A custom entities and relations model could be trained to recognize "2020 Lightning" as a Vehicle
entity, and "ABC Motors" as a Manufacturer
entity. The model could also be trained to recognize that
the two entities are connected by a isManufacturedBy
relation.
Build a machine learning model
Knowledge Studio provides easy-to-use tools for annotating unstructured domain literature, and uses those annotations to create a custom machine learning model that understands the language of the domain. The accuracy of the model improves through iterative testing, ultimately resulting in an algorithm that can learn from the patterns that it sees and recognize those patterns in large collections of new documents. You can deploy the finished machine learning model to other Watson cloud-based offerings and cognitive solutions to find and extract mentions of relations and entities, including entity coreferences.
Figure 1. Overview of the process to build a machine learning model
- Based on a set of domain-specific source documents, the team creates a type system that defines entity types and relation types for the information of interest to the application that will use the model.
- A group of two or more human annotators annotates a small set of source documents to label words that represent entity types, to identify relation types where the text identifies relationships between entity mentions, and to define coreferences, which identify different mentions that refer to the same thing, that is, the same entity. Any inconsistencies in annotation are resolved, and one set of optimally annotated documents is built, which forms the ground truth.
- Knowledge Studio uses the ground truth to train a model.
- The trained model is used to find entities, relations, and coreferences in new, never-seen-before documents.
See Creating a machine learning model for more details.
Build a rule-based model
Knowledge Studio provides a rules editor that simplifies the process of finding and capturing common patterns in your documents as rules. You can then create a model that recognizes the rule patterns, and deploy it for use in other services.
See Creating a rule-based model for more details.
Identify custom categories
The custom categories feature is experimental. The feature is subject to change or be discontinued with short notice. It is not intended to use custom categories in production environments.

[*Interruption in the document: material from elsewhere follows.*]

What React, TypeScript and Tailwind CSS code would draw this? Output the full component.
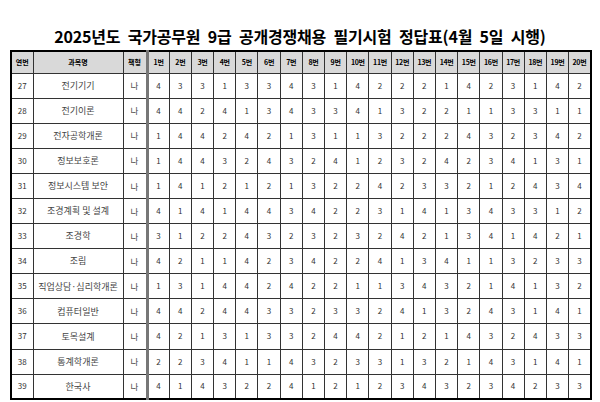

With a categories workspace, you can define a hierarchy of custom content categories and provide relevant key phrases that the service uses to categorize text content. You can deploy a custom categories model to use instead of the standard categories offered by Natural Language Understanding and Discovery.
Watson services integration
Share domain artifacts and models between IBM Watson® Knowledge Studio and other Watson services.
Use Knowledge Studio to perform the following tasks:
- Bootstrap annotation by using the Natural Language Understanding service to automatically find and annotate entities in your documents. When human annotators begin to annotate the documents, they can see the annotations that were already made by the service and can review and add to them. See Pre-annotating documents with Natural Language Understanding for details.
- Upload analyzed documents that are in UIMA CAS XMI format. For example, you can upload UIMA CAS XMI files that were exported from IBM Watson Explorer content analytics collections or IBM Watson Explorer Content Analytics Studio.
- Deploy a machine learning or rule-based model to use with the Watson Discovery service.
- Deploy a machine learning or rule-based model to use with the Natural Language Understanding service.
- Export a machine learning model to use in IBM Watson Explorer.
- Export a rule-based model PEAR file to use in IBM Watson Explorer.
HIPAA support
US Health Insurance Portability and Accountability Act (HIPAA) support is available for Premium plans in the Washington, DC location created on or after 1 April 2019. See Enabling EU and HIPAA supported settings for more information.